Microrheology versus macrorheology of active microswimmers suspensions – MicMacSwim

In nature, organisms that can propel themselves in a fluid medium are ubiquitous. While larger organisms, such as fish, use inertia in their motion, microorganisms like spermatozoa, microalgae or bacteria move at low Reynolds number, where viscous forces dominate over the effects of inertia. A recent and currently unresolved issue involves understanding the hydrodynamics associated with the individual or collective motion of such microswimmers through their fluid-mediated interactions. These self-propelled particles create a force multipole either at the front of the body, in which case they are called pullers, or at the back, in which case, they are pushers. The flow induced by the force multipole is responsible for hydrodynamic interactions between swimmers that are expected to have a dramatic effect on their dynamics and particularly on the rheology of the suspension. As an example, microswimmer suspensions have been shown to lead to complex dynamics such as the so-called weak turbulence or bioconvection phenomenon.
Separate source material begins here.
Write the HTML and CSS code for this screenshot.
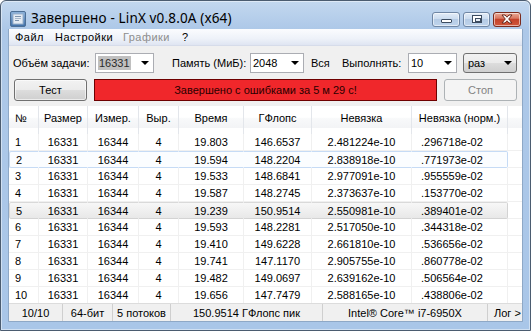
FILE: index.html
```html
<!DOCTYPE html>
<html lang="ru">
<head>
<meta charset="utf-8">
<title>LinX</title>
<link rel="stylesheet" href="styles.css">
</head>
<body>
<div class="window">
  <div class="titlebar">
    <svg class="appicon" width="16" height="16" viewBox="0 0 16 16">
      <defs>
        <linearGradient id="ig" x1="0" y1="0" x2="0" y2="1">
          <stop offset="0" stop-color="#8fb4dc"/>
          <stop offset="1" stop-color="#3f6fa8"/>
        </linearGradient>
      </defs>
      <rect x="0.5" y="0.5" width="15" height="15" rx="1.5" fill="url(#ig)" stroke="#4d6f95"/>
      <rect x="3" y="3" width="10" height="10" fill="#e4ebf3" stroke="#9bb2cc"/>
      <rect x="5" y="5" width="6" height="1" fill="#7d93ad"/>
      <rect x="5" y="7" width="6" height="1" fill="#a7b7c9"/>
      <rect x="5" y="9" width="4" height="1" fill="#7d93ad"/>
    </svg>
    <span class="title">Завершено - LinX v0.8.0A (x64)</span>
    <div class="caption">
      <div class="cbtn cmin"><span class="g-min"></span></div>
      <div class="cbtn cmax"><span class="g-max"></span></div>
      <div class="cbtn cclose">
        <svg width="14" height="10" viewBox="0 0 14 10">
          <path d="M2 1 H5 L7 3.2 L9 1 H12 L8.7 5 L12 9 H9 L7 6.8 L5 9 H2 L5.3 5 Z" fill="#fff" stroke="#6b2a1e" stroke-width="1" stroke-linejoin="round"/>
        </svg>
      </div>
    </div>
  </div>
  <div class="client">
    <div class="menubar">
      <span class="mi m1">Файл</span>
      <span class="mi m2">Настройки</span>
      <span class="mi m3 disabled">Графики</span>
      <span class="mi">?</span>
    </div>
    <div class="controls">
      <span class="lbl l1">Объём задачи:</span>
      <div class="combo c1"><span class="sel">16331</span><span class="arrow"></span></div>
      <span class="lbl l2">Память (МиБ):</span>
      <div class="combo c2"><span>2048</span><span class="arrow"></span></div>
      <span class="lbl l3">Вся</span>
      <span class="lbl l4">Выполнять:</span>
      <div class="combo c3"><span>10</span><span class="arrow"></span></div>
      <div class="combo dlist c4"><span>раз</span><span class="arrow"></span></div>
    </div>
    <div class="actions">
      <div class="btn">Тест</div>
      <div class="status-red">Завершено с ошибками за 5 м 29 с!</div>
      <div class="btn disabled">Стоп</div>
    </div>
    <div class="listview">
      <table class="grid">
        <colgroup>
          <col class="w1"><col class="w2"><col class="w3"><col class="w4"><col class="w5"><col class="w6"><col class="w7"><col class="w8"><col class="w9">
        </colgroup>
        <thead>
          <tr><th class="left">№</th><th>Размер</th><th>Измер.</th><th>Выр.</th><th>Время</th><th>ГФлопс</th><th>Невязка</th><th>Невязка (норм.)</th><th></th></tr>
        </thead>
        <tbody>
          <tr><td class="left">1</td><td>16331</td><td>16344</td><td>4</td><td>19.803</td><td>146.6537</td><td>2.481224e-10</td><td class="norm">.296718e-02</td><td class="pad"></td></tr>
          <tr class="focus"><td class="left">2</td><td>16331</td><td>16344</td><td>4</td><td>19.594</td><td>148.2204</td><td>2.838918e-10</td><td class="norm">.771973e-02</td><td class="pad"></td></tr>
          <tr><td class="left">3</td><td>16331</td><td>16344</td><td>4</td><td>19.533</td><td>148.6841</td><td>2.977091e-10</td><td class="norm">.955559e-02</td><td class="pad"></td></tr>
          <tr><td class="left">4</td><td>16331</td><td>16344</td><td>4</td><td>19.587</td><td>148.2745</td><td>2.373637e-10</td><td class="norm">.153770e-02</td><td class="pad"></td></tr>
          <tr class="hot"><td class="left">5</td><td>16331</td><td>16344</td><td>4</td><td>19.239</td><td>150.9514</td><td>2.550981e-10</td><td class="norm">.389401e-02</td><td class="pad"></td></tr>
          <tr><td class="left">6</td><td>16331</td><td>16344</td><td>4</td><td>19.593</td><td>148.2281</td><td>2.517050e-10</td><td class="norm">.344318e-02</td><td class="pad"></td></tr>
          <tr><td class="left">7</td><td>16331</td><td>16344</td><td>4</td><td>19.410</td><td>149.6228</td><td>2.661810e-10</td><td class="norm">.536656e-02</td><td class="pad"></td></tr>
          <tr><td class="left">8</td><td>16331</td><td>16344</td><td>4</td><td>19.741</td><td>147.1170</td><td>2.905755e-10</td><td class="norm">.860778e-02</td><td class="pad"></td></tr>
          <tr><td class="left">9</td><td>16331</td><td>16344</td><td>4</td><td>19.482</td><td>149.0697</td><td>2.639162e-10</td><td class="norm">.506564e-02</td><td class="pad"></td></tr>
          <tr><td class="left">10</td><td>16331</td><td>16344</td><td>4</td><td>19.656</td><td>147.7479</td><td>2.588165e-10</td><td class="norm">.438806e-02</td><td class="pad"></td></tr>
        </tbody>
      </table>
    </div>
    <div class="statusbar">
      <span class="sp s1">10/10</span>
      <span class="sp s2">64-бит</span>
      <span class="sp s3">5 потоков</span>
      <span class="sp s4">150.9514 ГФлопс пик</span>
      <span class="sp s5">Intel® Core™ i7-6950X</span>
      <span class="sp s6">Лог &gt;</span>
    </div>
  </div>
</div>
</body>
</html>
```

FILE: styles.css
```css
* { box-sizing: border-box; }
html, body { margin: 0; padding: 0; background: #ffffff; }
body { width: 531px; height: 331px; overflow: hidden; font-family: "Liberation Sans", Arial, sans-serif; font-size: 11px; color: #000; }

.window {
  width: 531px; height: 331px;
  border: 1px solid #4b5c70;
  border-radius: 6px 6px 0 0;
  background: linear-gradient(#c3d8ef 0, #adc8e8 28px, #a9c6e8 100%);
  padding: 0 7px 8px 7px;
  display: flex; flex-direction: column;
  box-shadow: inset 0 0 0 1px rgba(255,255,255,0.45);
}

.titlebar {
  height: 28px; flex: none;
  display: flex; align-items: center;
  padding-left: 2px;
}
.appicon { flex: none; margin-top: 7px; }
.title {
  font-family: "Noto Sans", "Open Sans", sans-serif;
  font-size: 13.5px; color: #000;
  margin-left: 5px; margin-top: 5px;
  letter-spacing: 0.15px;
}
.caption { margin-left: auto; display: flex; gap: 3px; margin-top: 8px; margin-right: 2px; }
.cbtn {
  width: 28px; height: 15px;
  border: 1px solid #6f86a4; border-radius: 3px;
  background: linear-gradient(#e3ecf7 0, #cbdcef 45%, #b5cbe5 50%, #bfd4ec 100%);
  display: flex; align-items: center; justify-content: center;
  box-shadow: inset 0 0 0 1px rgba(255,255,255,0.55);
}
.cmax { width: 27px; }
.g-min { width: 11px; height: 4px; border: 1px solid #3c4c60; background: #fff; border-radius: 1px; margin-top: 4px; }
.g-max { width: 10px; height: 8px; border: 1px solid #3c4c60; background: #fff; position: relative; }
.g-max::after { content: ""; position: absolute; left: 2px; top: 2px; width: 4px; height: 2px; border: 1px solid #3c4c60; background: #e6edf5; }
.cclose {
  width: 28px; border-color: #7b2b1d;
  background: linear-gradient(#e9a996 0, #d97862 40%, #c4432b 50%, #d2583d 100%);
}

.client {
  flex: 1; background: #f0f0f0;
  display: flex; flex-direction: column;
  border: 1px solid #8ea8c6;
  border-top: none;
  overflow: hidden;
}

.menubar {
  height: 17px; flex: none;
  background: linear-gradient(#fbfcfe 0, #eef2f9 60%, #dfe5f2 100%);
  border-bottom: 1px solid #d6dcea;
  display: flex; align-items: center;
  padding-left: 6px;
}
.mi { letter-spacing: 0.45px; white-space: nowrap; }
.m1 { width: 40px; }
.m2 { width: 68px; }
.m3 { width: 59px; }
.mi.disabled { color: #8d8d8d; }

.controls {
  height: 20px; flex: none; margin-top: 7px;
  display: flex; align-items: center;
  padding-left: 4px;
}
.lbl { white-space: nowrap; }
.l1 { width: 82px; }
.l2 { margin-left: 18px; width: 78px; }
.l3 { margin-left: 7px; width: 31px; }
.l4 { width: 66px; }
.combo {
  height: 20px; background: #fff;
  border: 1px solid #abadb3;
  display: flex; align-items: center; justify-content: space-between;
  padding: 0 4px 0 2px;
}
.combo .arrow { width: 0; height: 0; border-left: 4px solid transparent; border-right: 4px solid transparent; border-top: 4px solid #000; }
.c1 { width: 59px; }
.c1 .sel { background: #c0c0c0; color: #2a2a2a; padding: 1px 1px; }
.c2 { width: 54px; }
.c3 { width: 49px; margin-left: 0; }
.c4 {
  width: 54px; margin-left: 6px;
  border: 1px solid #707070; border-radius: 3px;
  background: linear-gradient(#f2f2f2 0, #ebebeb 50%, #dddddd 51%, #cfcfcf 100%);
  padding-left: 4px;
}

.actions {
  height: 22px; flex: none; margin-top: 6px;
  display: flex; align-items: center;
  padding-left: 5px;
}
.btn {
  width: 73px; height: 22px;
  border: 1px solid #707070; border-radius: 3px;
  background: linear-gradient(#f2f2f2 0, #ebebeb 50%, #dddddd 51%, #cfcfcf 100%);
  display: flex; align-items: center; justify-content: center;
  box-shadow: inset 0 0 0 1px rgba(255,255,255,0.6);
}
.btn.disabled { background: #f4f4f4; border-color: #adb2b5; color: #838383; box-shadow: none; }
.status-red {
  width: 343px; height: 22px; margin: 0 7px;
  background: #f0272b; border: 1px solid #6e0000;
  display: flex; align-items: center; justify-content: center;
  color: #2a0000;
}

.listview {
  flex: none; margin-top: 5px; height: 197px;
  background: #fff;
  overflow: hidden;
}
.grid { border-collapse: separate; border-spacing: 0; table-layout: fixed; width: 515px; }
.w1 { width: 30px; } .w2 { width: 49px; } .w3 { width: 51px; } .w4 { width: 40px; }
.w5 { width: 65px; } .w6 { width: 68px; } .w7 { width: 100px; } .w8 { width: 96px; } .w9 { width: 16px; }
.grid th {
  height: 28px; font-weight: normal; text-align: center; padding: 0 0 5px 0;
  background: linear-gradient(#ffffff 0, #ffffff 40%, #f8f9fa 45%, #f3f4f6 78%, #ffffff 80%);
  border-right: 1px solid #e3e6eb;
  white-space: nowrap;
}
.grid td {
  height: 17px; padding: 0; text-align: center; white-space: nowrap;
  border-right: 1px solid #f0f0f0;
  border-bottom: 1px solid #f0f0f0;
}
.grid .left { text-align: left; padding-left: 6px; }
.grid th.left { padding-left: 6px; }
.grid td.norm { text-align: left; padding-left: 9px; }
.grid tr.focus td:not(.pad) { border-top: 1px solid #c6dbf5; border-bottom: 1px solid #c6dbf5; border-right-color: #fbfdff; background: #fbfdff; }
.grid tr.focus td:first-child { border-left: 1px solid #c6dbf5; border-radius: 2px 0 0 2px; }
.grid tr.focus td.norm { border-right: 1px solid #c6dbf5; border-radius: 0 2px 2px 0; }
.grid tr.hot td:not(.pad) { background: linear-gradient(#f7f7f7, #e8e8e8); border-top: 1px solid #d9d9d9; border-bottom: 1px solid #d3d3d3; border-right-color: transparent; }
.grid tr.hot td:first-child { border-left: 1px solid #d9d9d9; border-radius: 2px 0 0 2px; }
.grid tr.hot td.norm { border-right: 1px solid #d3d3d3; border-radius: 0 2px 2px 0; }
.grid tr.focus td, .grid tr.hot td { height: 17px; }

.statusbar {
  flex: 1; display: flex; align-items: center;
  background: #f0f0f0;
  border-top: 1px solid #dcdcdc;
}
.sp { height: 100%; display: flex; align-items: center; justify-content: center; border-right: 1px solid #cfcfcf; white-space: nowrap; }
.s1 { width: 54px; } .s2 { width: 50px; } .s3 { width: 58px; } .s4 { width: 152px; } .s5 { width: 165px; }
.s6 { flex: 1; border-right: none; justify-content: flex-start; padding-left: 6px; }
```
Here we propose a fundamental study – experimental and numerical – of flow properties and of the rheology of this new kind of complex fluid: active suspensions, i.e. suspensions of microswimmers. Our proposal focuses on the development of active microrheology of such an active suspension and on the comparison of the obtained results with our previously acquired knowledge of the macrorheology of the system. Besides fundamental understanding of the relationship between micro and macrorheology data, our aim is to develop a new tool for the study of the rheology of small quantities of active fluids. This should lead to numerous applications, for instance in fertility analysis.